◆ What is expected ◆
Everything from the first line of the data below through the line that contains "import React from" should be written out exactly, please, and nothing more; the pictures stay out.
────────────────
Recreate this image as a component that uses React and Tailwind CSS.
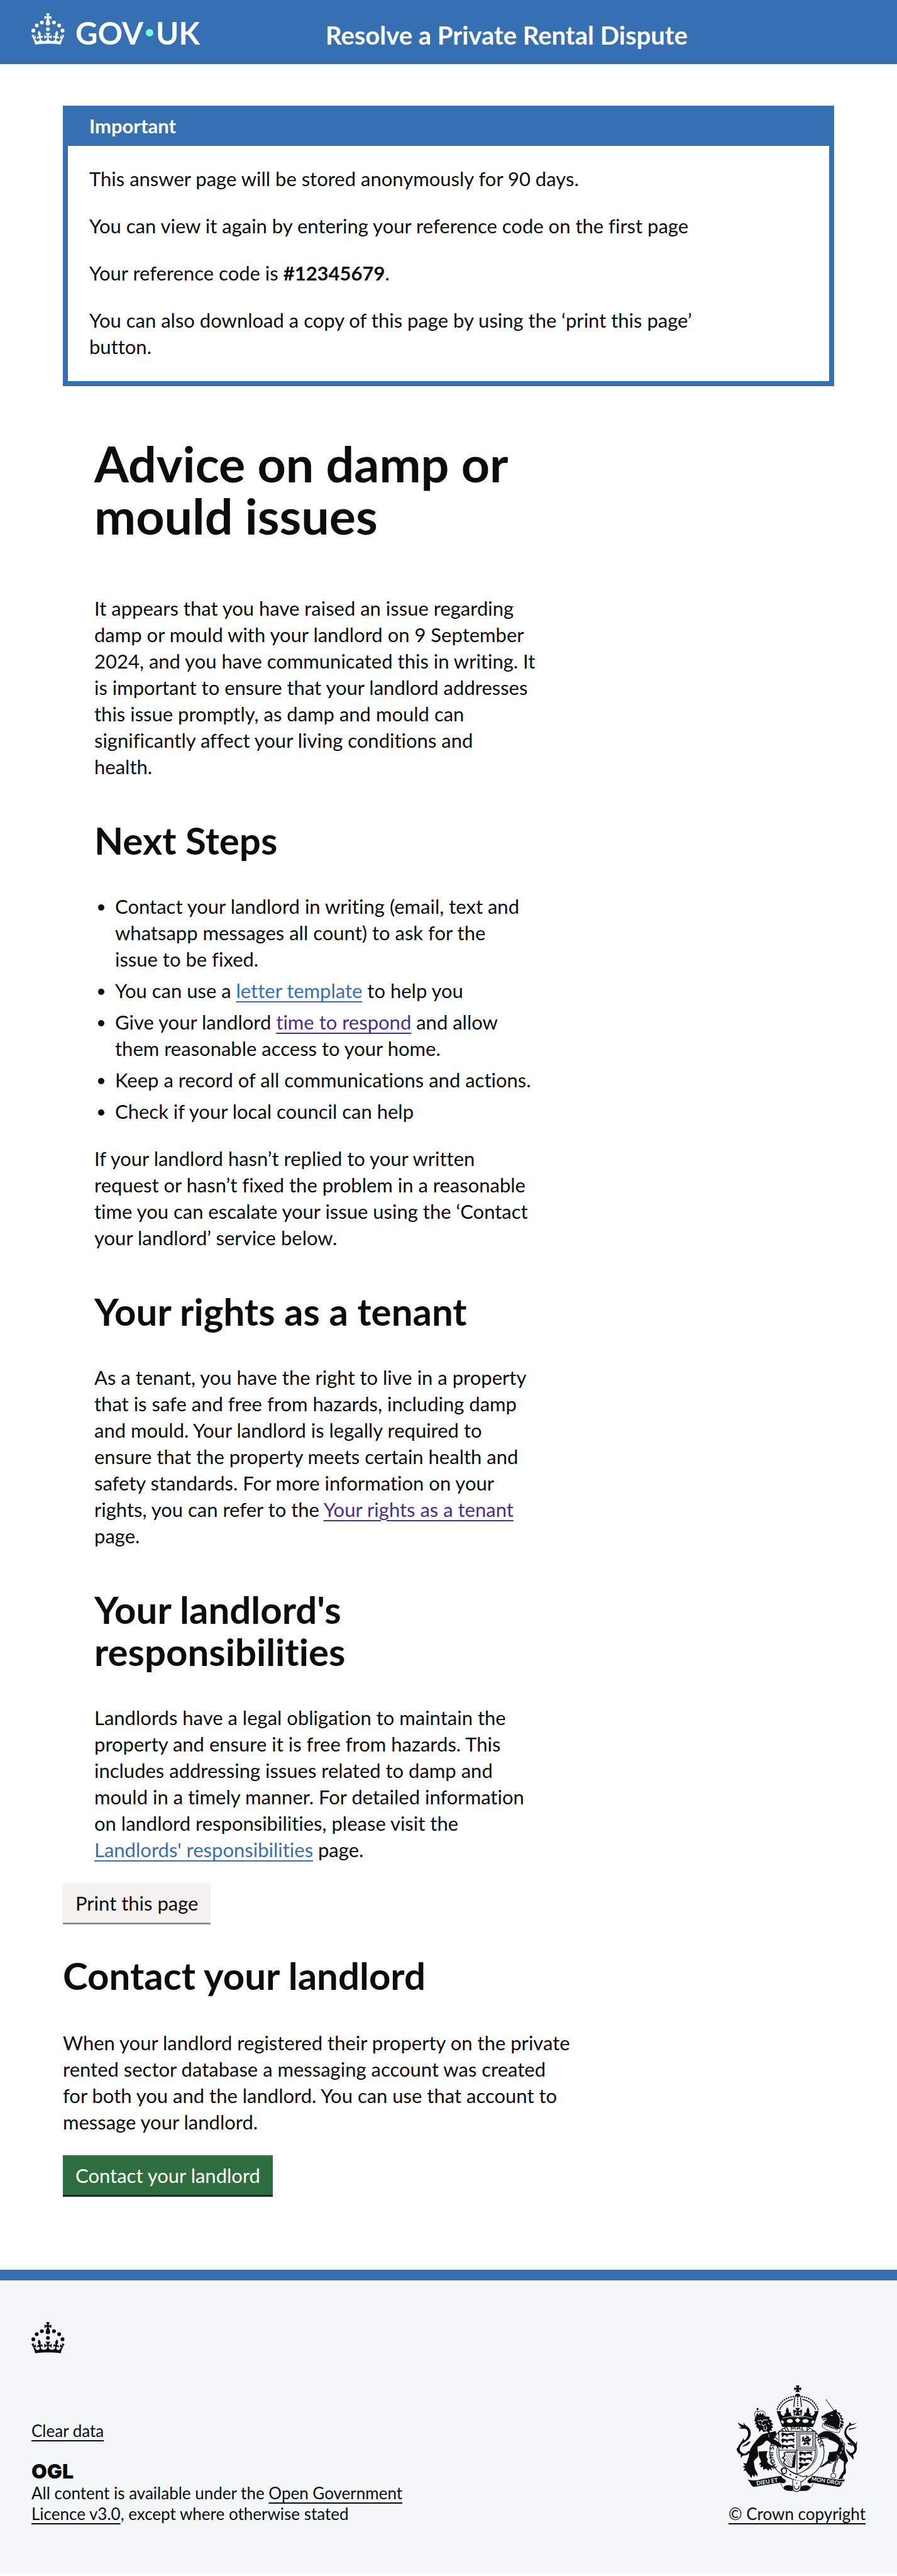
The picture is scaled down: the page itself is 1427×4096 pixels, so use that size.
import React from "react";

const linkBase = "underline decoration-2 underline-offset-[5px]";
const bodyText = "text-[31px] leading-[42px]";
const heading = "text-[60px] leading-[67px] font-bold";

function Crown({ className }) {
  return (
    <svg viewBox="0 0 64 60" className={className} fill="currentColor" aria-hidden="true">
      <circle cx="20" cy="17.6" r="3.7" />
      <circle cx="10.2" cy="23.5" r="3.7" />
      <circle cx="3.7" cy="33.2" r="3.7" />
      <circle cx="31.7" cy="30.6" r="3.7" />
      <circle cx="43.3" cy="17.6" r="3.7" />
      <circle cx="53.2" cy="23.5" r="3.7" />
      <circle cx="59.7" cy="33.2" r="3.7" />
      <path d="M33.1,9.8c.2-.1.3-.3.5-.5l4.6,2.4v-6.8l-4.6,1.5c-.1-.2-.3-.3-.5-.5l1.9-5.9h-6.7l1.9,5.9c-.2.1-.3.3-.5.5l-4.6-1.5v6.8l4.6-2.4c.1.2.3.3.5.5l-2.6,8c-.9,2.8,1.2,5.7,4.1,5.7h0c3,0,5.1-2.9,4.1-5.7l-2.6-8ZM37,37.9s-3.4,3.8-4.1,6.1c2.2,0,4.2-.5,6.4-2.8l-.7,8.5c-2-2.8-4.4-4.1-5.7-3.8.1,3.1.5,6.7,5.8,7.2,3.7.3,6.7-1.5,7-3.8.4-2.6-2-4.3-3.7-1.6-1.4-4.5,2.4-6.1,4.9-3.2-1.9-4.5-1.8-7.7,2.4-10.9,3,4,2.6,7.3-1.2,11.1,2.4-1.3,6.2,0,4,4.6-1.2-2.8-3.7-2.2-4.2.2-.3,1.7.7,3.7,3,4.2,1.9.3,4.7-.9,7-5.9-1.3,0-2.4.7-3.9,1.7l2.4-8c.6,2.3,1.4,3.7,2.2,4.5.6-1.6.5-2.8,0-5.3l5,1.8c-2.6,3.6-5.2,8.7-7.3,17.5-7.4-1.1-15.7-1.7-24.5-1.7h0c-8.8,0-17.1.6-24.5,1.7-2.1-8.9-4.7-13.9-7.3-17.5l5-1.8c-.5,2.5-.6,3.7,0,5.3.8-.8,1.6-2.3,2.2-4.5l2.4,8c-1.5-1-2.6-1.7-3.9-1.7,2.3,5,5.2,6.2,7,5.9,2.3-.4,3.3-2.4,3-4.2-.5-2.4-3-3.1-4.2-.2-2.2-4.6,1.6-6,4-4.6-3.7-3.7-4.2-7.1-1.2-11.1,4.2,3.2,4.3,6.4,2.4,10.9,2.5-2.8,6.3-1.3,4.9,3.2-1.8-2.7-4.1-1-3.7,1.6.3,2.3,3.3,4.1,7,3.8,5.4-.5,5.7-4.2,5.8-7.2-1.3-.2-3.7,1-5.7,3.8l-.7-8.5c2.2,2.3,4.2,2.7,6.4,2.8-.7-2.3-4.1-6.1-4.1-6.1h10.6Z" />
    </svg>
  );
}

/* Half of the large crown above the shield; drawn twice, mirrored about x = 466. */
function CrownHalf() {
  return (
    <g>
      <path d="M441 146C400 150 362 176 348 222" fill="none" stroke="#0b0c0c" strokeWidth="9" strokeLinecap="round" strokeDasharray="0.1 13.5" />
      <path d="M440 162C402 167 374 192 362 222" fill="none" stroke="#0b0c0c" strokeWidth="5" />
      <path d="M450 148L444 206" stroke="#0b0c0c" strokeWidth="5" />
      <path d="M345 228L372 230C366 236 367 246 378 254C388 260 396 250 390 240C396 246 402 240 398 234C398 222 402 214 406 206C412 216 417 222 414 234C418 240 426 240 428 234C424 250 432 262 446 256L456 246L440 236L446 258L466 262V320H378L366 292Z" />
      <path d="M368 288L378 280L388 292L380 304Z" fill="#f4f8fb" />
      <ellipse cx="421" cy="286" rx="18" ry="11" fill="#f4f8fb" />
      <path d="M380 270Q420 256 466 262" fill="none" stroke="#f4f8fb" strokeWidth="3" />
    </g>
  );
}

function Guardant({ y, x }) {
  return (
    <g transform={`translate(${x} ${y})`}>
      <circle cx="12" cy="9" r="7" />
      <path d="M14 8C26 0 34 12 48 7C58 2 66 6 78 3L82 8L72 13L82 20L74 24L64 15C54 18 48 14 40 18L44 26L32 25L30 17L18 19L14 28L6 26L9 18L0 16Z" />
    </g>
  );
}

function CoatOfArms({ className }) {
  const paper = "#f4f8fb";
  return (
    <svg viewBox="113 78 699 618" className={className} fill="#0b0c0c" role="img" aria-label="Royal coat of arms">
      <defs>
        <path id="garter-path" d="M354 556A137 137 0 1 1 575 552" />
      </defs>

      {/* scroll ends behind the shield */}
      <path d="M368 640C376 664 384 684 420 686H500C540 686 546 664 556 644" fill="none" stroke="#0b0c0c" strokeWidth="3" />
      <path d="M386 664C396 652 424 652 442 662L438 686H410C394 684 384 676 386 664Z" />
      <path d="M540 664C524 652 500 654 484 664L480 686H510C528 686 538 676 540 664Z" />

      {/* lion tail */}
      <path d="M123 292C134 306 150 308 166 312C190 320 204 348 192 378C182 402 150 408 138 430C126 452 136 468 164 474L186 456L192 468L168 484C150 482 146 490 140 500L138 478C118 470 112 450 118 440C126 440 124 428 130 422C140 408 150 398 154 384L160 398C182 380 188 350 172 334C160 326 142 336 126 324L144 324C134 316 126 306 123 292Z" />
      <path d="M156 290C156 302 164 306 170 314L160 318C156 308 154 300 156 290ZM197 402C184 404 176 410 168 418L146 432C160 432 186 426 197 402Z" />

      {/* lion body */}
      <path d="M264 362L340 344L352 398L374 424L372 440L360 428L358 444L346 430L320 420L292 398L280 402C270 420 250 430 236 432C232 450 244 470 238 488C234 500 214 508 214 522L220 560L236 590L234 606L222 592L216 608L206 594L200 616L188 596C180 590 172 580 168 570L154 572L164 556L150 550L164 542L152 528L172 530L182 500C190 482 184 460 198 440C210 420 240 380 264 362Z" />
      <path d="M236 462L292 458C288 480 282 492 296 506L290 518C300 534 314 542 330 548L324 558L314 552L318 572L304 560L298 572L284 560L268 566L266 548L252 552L254 536L242 534L256 522C252 500 240 490 236 462Z" />
      <path d="M238 432C232 452 246 474 240 494M300 362C296 384 316 408 350 420" fill="none" stroke={paper} strokeWidth="3" />

      {/* lion head */}
      <path d="M216 284L228 262L248 268L286 260L306 262L302 276L318 284L312 294L326 304L316 312L326 324L314 328L320 342L306 340L304 360L288 344L270 350L258 334L246 350L240 328L228 322L230 306L220 304L226 292Z" />
      <path d="M234 286L256 282L262 292L270 280L294 280M258 300L266 314L284 306M272 318L274 336Q282 342 288 330L286 316M240 296L252 310M296 294L302 306" fill="none" stroke={paper} strokeWidth="4" />
      <path d="M218 246C224 224 240 228 238 236C248 224 276 226 280 244L276 266L224 272ZM236 212V228M229 219H243" fill="none" stroke="#0b0c0c" strokeWidth="4" strokeDasharray="5 2" />
      <path d="M222 262Q250 250 278 256V264Q250 262 224 274ZM228 250L236 240L242 252L250 238L258 250L268 240L272 252V258L228 262Z" />
      <circle cx="236" cy="216" r="5" />

      {/* unicorn tail */}
      <path d="M809 292C798 306 784 308 768 314C748 324 738 348 752 368C766 386 790 402 804 424C812 448 802 470 784 480C788 490 788 498 786 508C776 498 776 490 762 482L748 460L742 446C752 452 760 466 772 470C790 466 798 450 788 432C774 412 744 390 736 368C730 338 744 318 760 308L764 292L776 304C790 302 800 300 809 292ZM808 318C794 336 776 328 758 340L764 328C782 326 796 326 808 318ZM808 400L806 426L796 430C800 418 802 410 808 400ZM782 432C770 422 758 424 752 412C764 410 778 416 782 432Z" />

      {/* unicorn body */}
      <path d="M574 384C584 362 604 346 632 344C664 346 696 368 716 392C728 412 742 432 736 452C740 476 752 492 756 514L744 532C736 550 748 566 742 588L728 600L724 618L700 620L714 596L730 572L732 520C716 506 700 498 694 478L690 510L668 522L650 520L664 530L640 530L612 548L596 554L600 544L622 528L640 512C634 494 652 478 646 464L690 460C696 450 700 436 702 426C686 402 660 400 636 388C620 386 600 384 588 398L586 424L574 440L578 456L566 446V408Z" />
      <path d="M580 430L592 450L584 466L572 452Z" />
      <path d="M646 460C668 470 690 450 698 430M584 396C600 374 624 380 644 388" fill="none" stroke={paper} strokeWidth="3" />

      {/* unicorn head and mane */}
      <path d="M628 162L678 230" stroke="#0b0c0c" strokeWidth="4" strokeDasharray="7 2" />
      <path d="M602 260L618 252C628 242 638 240 650 236L672 226L688 218L692 234L712 240L708 250L722 256L716 264L730 276L722 282L734 296L722 300L732 312L720 314L726 328L708 322L712 340L690 330L670 318L640 308L618 300L622 286L636 280L626 278L608 284L616 272L604 272Z" />
      <path d="M610 270L634 272M656 252L668 256M690 240C714 262 716 290 704 322M700 250L712 262M708 272L722 284M708 292L722 302" fill="none" stroke={paper} strokeWidth="4" />
      <path d="M612 298Q652 332 712 330L706 352Q648 354 606 318Z" fill={paper} stroke="#0b0c0c" strokeWidth="3" />
      <path d="M618 306L696 336" stroke="#0b0c0c" strokeWidth="11" strokeDasharray="5 6" />

      {/* chain */}
      <path d="M712 392L732 420L722 452L702 492L684 524L674 556L671 582" fill="none" stroke="#0b0c0c" strokeWidth="14" strokeLinecap="round" strokeDasharray="12 15" />
      <path d="M712 392L732 420L722 452L702 492L684 524L674 556L671 582" fill="none" stroke={paper} strokeWidth="7" strokeLinecap="round" strokeDasharray="12 15" />
      <path d="M712 392L732 420L722 452L702 492L684 524L674 556L671 582" fill="none" stroke="#0b0c0c" strokeWidth="3" />
      <circle cx="671" cy="600" r="14" fill="none" stroke="#0b0c0c" strokeWidth="4" />

      {/* garter */}
      <circle cx="462" cy="464" r="156" fill={paper} stroke="#0b0c0c" strokeWidth="4" />
      <circle cx="462" cy="464" r="116" fill="none" stroke="#0b0c0c" strokeWidth="3" />
      <text fontFamily="Lato" fontSize="35" fontWeight="700">
        <textPath href="#garter-path" startOffset="1%">HONI SOIT QUI MAL Y PENSE</textPath>
      </text>

      {/* shield */}
      <path d="M358 346H568V470C568 530 516 574 462 592C410 574 358 530 358 470Z" fill={paper} stroke="#0b0c0c" strokeWidth="4" />
      <path d="M462 346V592M358 454H568" stroke="#0b0c0c" strokeWidth="4" />
      <Guardant x={368} y={350} />
      <Guardant x={368} y={384} />
      <Guardant x={368} y={418} />
      <rect x="471" y="354" width="88" height="90" fill="none" stroke="#0b0c0c" strokeWidth="3" />
      <rect x="479" y="362" width="72" height="74" fill="none" stroke="#0b0c0c" strokeWidth="3" />
      <path d="M490 382L500 374L506 386L518 378L512 368L530 376L534 390L544 384L538 402L526 404L536 416L528 428L518 414L506 424L494 420L506 410L500 400L488 406L494 394Z" />
      <path d="M498 382L510 396L528 388M506 410L522 404" fill="none" stroke={paper} strokeWidth="3" />
      <path d="M388 470C410 456 430 472 454 462L450 484C440 500 446 530 434 552C410 552 396 540 384 526L394 508L378 498L392 488Z" fill="none" stroke="#0b0c0c" strokeWidth="6" />
      <path d="M398 478L438 546M408 474L444 530M420 474L444 512M398 496L428 546M400 514L416 542M432 474L446 496" stroke="#0b0c0c" strokeWidth="2" />
      <path d="M442 484L456 482L450 556L432 552Z" />
      <Guardant x={470} y={458} />
      <Guardant x={470} y={492} />
      <path d="M472 530L482 524L498 532L520 526L536 530L516 544L500 542L488 556L476 566L470 556L480 546Z" />

      {/* lion paw resting on the shield */}
      <path d="M300 378L340 396L372 420L370 442L358 430L352 440L342 428L316 418Z" />

      {/* buckled strap */}
      <path d="M370 566C380 546 410 556 422 574C446 592 470 594 494 606L520 600L512 618L490 634C450 628 410 612 380 594Z" fill={paper} stroke="#0b0c0c" strokeWidth="4" />
      <ellipse cx="388" cy="573" rx="14" ry="16" fill="none" stroke="#0b0c0c" strokeWidth="6" />
      <circle cx="424" cy="594" r="5" />
      <circle cx="458" cy="609" r="5" />
      <path d="M438 624V660C436 684 448 692 460 692C474 692 486 682 484 658V632" fill={paper} stroke="#0b0c0c" strokeWidth="4" />
      <path d="M446 658C446 686 474 686 474 658" fill="none" stroke="#0b0c0c" strokeWidth="5" />
      <circle cx="460" cy="644" r="4" />

      {/* motto scroll */}
      <path d="M178 622Q220 634 260 620L372 600C376 622 398 614 398 634C388 650 380 642 366 640L214 664C200 660 196 646 190 636Z" />
      <path d="M738 622Q700 626 664 618L546 600C548 618 524 616 522 634C528 650 540 642 552 640L702 664C716 660 724 644 730 636Z" />
      <text transform="translate(230 656) rotate(-9)" fontFamily="Lato" fontSize="33" fontWeight="700" fill={paper}>DIEU ET</text>
      <text transform="translate(544 628) rotate(9)" fontFamily="Lato" fontSize="32" fontWeight="700" fill={paper}>MON DROIT</text>

      {/* crown */}
      <path d="M460 98L456 82H476L472 98L486 92V110L472 104L478 120H454L460 104L446 110V92Z" />
      <path d="M449 146A17 17 0 1 1 483 146Z" />
      <path d="M466 150V208" stroke="#0b0c0c" strokeWidth="8" strokeLinecap="round" strokeDasharray="0.1 12" />
      <CrownHalf />
      <g transform="translate(932 0) scale(-1 1)">
        <CrownHalf />
      </g>
      <path d="M466 268L482 282L466 296L450 282Z" fill={paper} />
      <path d="M462 228L450 210H482L470 228L492 218V244L472 234L482 256H450L460 234L440 244V218Z" stroke={paper} strokeWidth="2" />
    </svg>
  );
}

function Header() {
  return (
    <header className="flex h-[102px] items-start bg-[#3670b2] px-[50px] text-white">
      <a href="#home" aria-label="GOV.UK" className="flex w-[468px] shrink-0 items-start pt-[21px]">
        <Crown className="h-[50px] w-[53px]" />
        <span className="ml-[17px] flex items-center text-[49px] leading-[62px] font-bold">
          GOV
          <span className="mx-1 size-3 rounded-full bg-[#76fde1]" />
          UK
        </span>
      </a>
      <a href="#service" className="pt-[30px] text-[40px] leading-[52px] font-bold">
        Resolve a Private Rental Dispute
      </a>
    </header>
  );
}

function NotificationBanner() {
  return (
    <section aria-labelledby="banner-title" className="border-8 border-t-0 border-[#3670b2]">
      <div className="bg-[#3670b2] px-[34px] py-[11px]">
        <h2 id="banner-title" className="text-[31px] leading-[42px] font-bold text-white">Important</h2>
      </div>
      <div className={`px-[34px] pt-[31px] pb-[34px] ${bodyText}`}>
        <div className="flex max-w-[1007px] flex-col gap-[33px]">
          <p>This answer page will be stored anonymously for 90 days.</p>
          <p>You can view it again by entering your reference code on the first page</p>
          <p>
            Your reference code is <strong className="font-bold">#12345679</strong>.
          </p>
          <p>You can also download a copy of this page by using the ‘print this page’ button.</p>
        </div>
      </div>
    </section>
  );
}

function Advice() {
  return (
    <article className="pt-[81px] pl-[50px]">
      <div className={`max-w-[710px] ${bodyText}`}>
        <h1 className="mb-[85px] text-[79px] leading-[83px] font-bold">Advice on damp or mould issues</h1>
        <p>
          It appears that you have raised an issue regarding damp or mould with your landlord on 9 September 2024, and
          you have communicated this in writing. It is important to ensure that your landlord addresses this issue
          promptly, as damp and mould can significantly affect your living conditions and{" "}
          <br className="max-lg:hidden" />
          health.
        </p>

        <h2 className={`mt-[63px] mb-[50px] ${heading}`}>Next Steps</h2>
        <ul className="list-disc space-y-2 pl-[33px]">
          <li>
            Contact your landlord in writing (email, text and whatsapp messages all count) to ask for the{" "}
            <br className="max-lg:hidden" />
            issue to be fixed.
          </li>
          <li>
            You can use a{" "}
            <a href="#letter" className={`text-[#3670b2] ${linkBase}`}>letter template</a> to help you
          </li>
          <li>
            Give your landlord{" "}
            <a href="#time" className={`text-[#4c2c92] ${linkBase}`}>time to respond</a> and allow them reasonable access
            to your home.
          </li>
          <li>Keep a record of all communications and actions.</li>
          <li>Check if your local council can help</li>
        </ul>
        <p className="mt-[33px]">
          If your landlord hasn’t replied to your written request or hasn’t fixed the problem in a reasonable time you
          can escalate your issue using the ‘Contact your landlord’ service below.
        </p>

        <h2 className={`mt-[63px] mb-[50px] ${heading}`}>Your rights as a tenant</h2>
        <p>
          As a tenant, you have the right to live in a property that is safe and free from hazards, including damp and
          mould. Your landlord is legally required to ensure that the property meets certain health and safety
          standards. For more information on your rights, you can refer to the{" "}
          <a href="#rights" className={`text-[#4c2c92] ${linkBase}`}>Your rights as a tenant</a> page.
        </p>

        <h2 className={`mt-[63px] mb-[50px] ${heading}`}>Your landlord's responsibilities</h2>
        <p>
          Landlords have a legal obligation to maintain the property and ensure it is free from hazards. This includes
          addressing issues related to damp and mould in a timely manner. For detailed information on landlord
          responsibilities, please visit the{" "}
          <a href="#responsibilities" className={`text-[#3670b2] ${linkBase}`}>Landlords' responsibilities</a> page.
        </p>
      </div>
    </article>
  );
}

function Contact() {
  return (
    <section className="max-w-[818px] pt-[32px]">
      <button
        type="button"
        className="block h-[63px] bg-[#f3f2f1] px-5 text-[31px] leading-[42px] shadow-[0_3px_0_#929191]"
      >
        Print this page
      </button>
      <h2 className={`mt-[51px] mb-[52px] ${heading}`}>Contact your landlord</h2>
      <p className={bodyText}>
        When your landlord registered their property on the private rented sector database a messaging account was
        created{" "}
        <br className="max-lg:hidden" />
        for both you and the landlord. You can use that account to{" "}
        <br className="max-lg:hidden" />
        message your landlord.
      </p>
      <button
        type="button"
        className="mt-[32px] block h-[63px] bg-[#2f6e41] px-5 text-[31px] leading-[42px] text-white shadow-[0_3px_0_#0f2e1b]"
      >
        Contact your landlord
      </button>
    </section>
  );
}

function Footer() {
  return (
    <footer className="border-t-[17px] border-[#3670b2] bg-[#f4f8fb] px-[50px] pt-[66px] pb-[79px] text-[26px] leading-[33px]">
      <Crown className="h-[50px] w-[53px]" />
      <div className="mt-[50px] flex items-end justify-between">
        <div>
          <a href="#clear" className={linkBase}>Clear data</a>
          <p aria-label="Open Government Licence" className="mt-[32px] mb-[2px] font-['Inter',sans-serif] text-[32px] leading-[32px] font-black">
            OGL
          </p>
          <p className="max-w-[640px]">
            All content is available under the{" "}
            <a href="#licence" className={linkBase}>Open Government Licence v3.0</a>, except where otherwise stated
          </p>
        </div>
        <a href="#copyright" className={`flex flex-col items-center gap-[18px] ${linkBase}`}>
          <CoatOfArms className="h-[171px] w-[194px]" />
          <span>© Crown copyright</span>
        </a>
      </div>
    </footer>
  );
}

export default function App() {
  return (
    <div className="bg-white font-['Lato',sans-serif] text-[#0b0c0c] [font-variant-ligatures:none]">
      <Header />
      <main className="px-[100px] pt-[66px] pb-[119px]">
        <NotificationBanner />
        <Advice />
        <Contact />
      </main>
      <Footer />
    </div>
  );
}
────────────────
◆ Output for this exercise ◆
Recreate this image as a component that uses React and Tailwind CSS.
The picture is scaled down: the page itself is 1427×4096 pixels, so use that size.
import React from "react";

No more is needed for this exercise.